The problem is not that some bad papers get published. The problem would be them staying unchallenged. And it's also a problem that laymen consider one random study is an undeniable proof of their argument (potentially ignoring the thousands of studies contradicting it).
Of course some things will always slip through the cracks, but this is egregious. What does their peer-review process look like that this passed through it?
Right? Even when skimming papers, it's usually: read title & abstract, look at figures, skim results & conclusion. If you don't notice that the figure doesn't have real words, how is anyone making sure the methodology makes sense?
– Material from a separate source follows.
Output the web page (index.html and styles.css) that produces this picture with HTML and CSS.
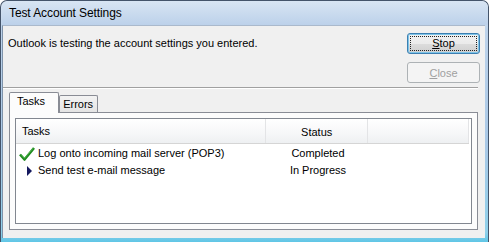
FILE: index.html
```html
<!DOCTYPE html>
<html>
<head>
    <title>Test Account Settings</title>
    <link rel="stylesheet" href="styles.css">
</head>
<body>

    <div class="window">
        <div class="titlebar">Test Account Settings</div>

        <div class="client">
            <div class="top">
                <p class="message">Outlook is testing the account settings you entered.</p>
                <div class="buttons">
                    <button class="btn default"><span class="focus"><u>S</u>top</span></button>
                    <button class="btn" disabled><u>C</u>lose</button>
                </div>
            </div>

            <div class="separator"></div>

            <div class="tabs">
                <div class="tab active">Tasks</div>
                <div class="tab">Errors</div>
            </div>

            <div class="panel">
                <div class="list">
                    <div class="list-head">
                        <div class="col-task">Tasks</div>
                        <div class="col-status">Status</div>
                        <div class="col-rest"></div>
                    </div>
                    <div class="row">
                        <div class="col-task">
                            <svg class="icon" width="16" height="16" viewBox="0 0 16 16">
                                <path d="M1 8.5 L5.5 13.5 L15 2" fill="none" stroke="#1f8a1f" stroke-width="2.6" stroke-linejoin="round"/>
                                <path d="M1.8 8.3 L5.5 12.3 L14.3 1.9" fill="none" stroke="#5cc25c" stroke-width="0.8"/>
                            </svg>
                            Log onto incoming mail server (POP3)
                        </div>
                        <div class="col-status">Completed</div>
                    </div>
                    <div class="row">
                        <div class="col-task">
                            <svg class="icon" width="16" height="16" viewBox="0 0 16 16">
                                <path d="M8 3 L13 8 L8 13 Z" fill="#14185e"/>
                            </svg>
                            Send test e-mail message
                        </div>
                        <div class="col-status">In Progress</div>
                    </div>
                </div>
            </div>
        </div>
    </div>

</body>
</html>
```

FILE: styles.css
```css
body {
    margin: 0;
    font-family: "Liberation Sans", Arial, sans-serif;
    font-size: 11px;
    color: #000;
    background: #fff;
}
.window {
    width: 489px;
    height: 242px;
    box-sizing: border-box;
    border: 1px solid #44546a;
    border-bottom: none;
    border-radius: 7px 7px 0 0;
    background: linear-gradient(#dce7f4, #bcd2ea 12%, #a9c8e6 60%, #8fd0ea 96%, #5fc6e6);
    padding: 0 3px 4px 1px;
    display: flex;
    flex-direction: column;
    overflow: hidden;
}
.titlebar {
    height: 24px;
    line-height: 24px;
    padding-left: 7px;
    font-size: 12px;
    letter-spacing: -0.1px;
    color: #000;
    background: linear-gradient(#d8e5f3, #bcd1ea);
    border-radius: 6px 6px 0 0;
    margin-right: -3px;
}
.client {
    flex: 1;
    background: #f0f0f0;
    border-top: 1px solid #aab9cc;
    border-left: 1px solid #7f93aa;
    display: flex;
    flex-direction: column;
}
.top {
    display: flex;
    justify-content: space-between;
    padding: 7px 5px 0 5px;
}
.message {
    margin: 4px 0 0 0;
}
.buttons {
    display: flex;
    flex-direction: column;
    gap: 8px;
}
.btn {
    width: 73px;
    height: 21px;
    padding: 0;
    font-family: inherit;
    font-size: 11px;
    color: #000;
    border: 1px solid #707070;
    border-radius: 3px;
    background: linear-gradient(#f2f2f2, #ebebeb 50%, #dddddd 51%, #cfcfcf);
}
.btn.default {
    border-color: #3c7fb1;
    box-shadow: inset 0 0 0 1px #7ec4e8;
    padding: 2px;
}
.btn .focus {
    display: block;
    height: 100%;
    box-sizing: border-box;
    border: 1px dotted #222;
    line-height: 13px;
}
.btn[disabled] {
    color: #a0a0a0;
    border-color: #adb2b5;
    background: #f4f4f4;
}
.separator {
    margin: 4px 7px 0 0;
    border-top: 1px solid #a0a0a0;
    border-bottom: 1px solid #fff;
}
.tabs {
    display: flex;
    align-items: flex-end;
    margin: 3px 0 0 6px;
    height: 20px;
    position: relative;
    z-index: 1;
}
.tab {
    height: 16px;
    line-height: 17px;
    padding: 0 4px 0 3px;
    border: 1px solid #898c95;
    border-bottom: none;
    background: linear-gradient(#f3f3f3, #e4e4e4);
    border-radius: 2px 2px 0 0;
}
.tab.active {
    height: 20px;
    line-height: 17px;
    padding: 0 13px 0 7px;
    background: #fcfcfc;
    margin-bottom: -1px;
}
.panel {
    margin: 0 7px 0 6px;
    height: 118px;
    box-sizing: border-box;
    border: 1px solid #898c95;
    background: #fcfcfc;
    padding: 5px;
}
.list {
    height: 100%;
    box-sizing: border-box;
    border: 1px solid #828790;
    background: #fff;
}
.list-head {
    display: flex;
    height: 24px;
    line-height: 26px;
    margin-right: 2px;
    background: linear-gradient(#ffffff, #f6f7f8 60%, #eef0f2);
    border-bottom: 1px solid #d5d5d5;
}
.list-head div {
    border-right: 1px solid #e3e4e6;
}
.list-head .col-task {
    padding-left: 6px;
}
.col-task {
    width: 251px;
    box-sizing: border-box;
    display: flex;
    align-items: center;
}
.col-status {
    width: 102px;
    text-align: center;
}
.col-rest {
    width: 100px;
}
.row {
    display: flex;
    height: 17px;
    line-height: 17px;
}
.list-head + .row {
    margin-top: 1px;
}
.row .col-task {
    padding-left: 3px;
}
.icon {
    margin-right: 3px;
    flex: none;
}
```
That the results show what the conclusion says they show?
I am not disagreeing that this is ridiculous, I was just saying that this stupidity is not what should convince people not to take some random paper for an absolute truth, just because it was published.
Even if you eliminate fraud, bullshit and even honest mistakes, that's just not how science works.
A shame most people are trained by both the school system and society to just take things at face value
An even greater shame is that almost no people are trained on basic statistics and think they can debunk a published study in PNAS with a Google search and some random guys blog.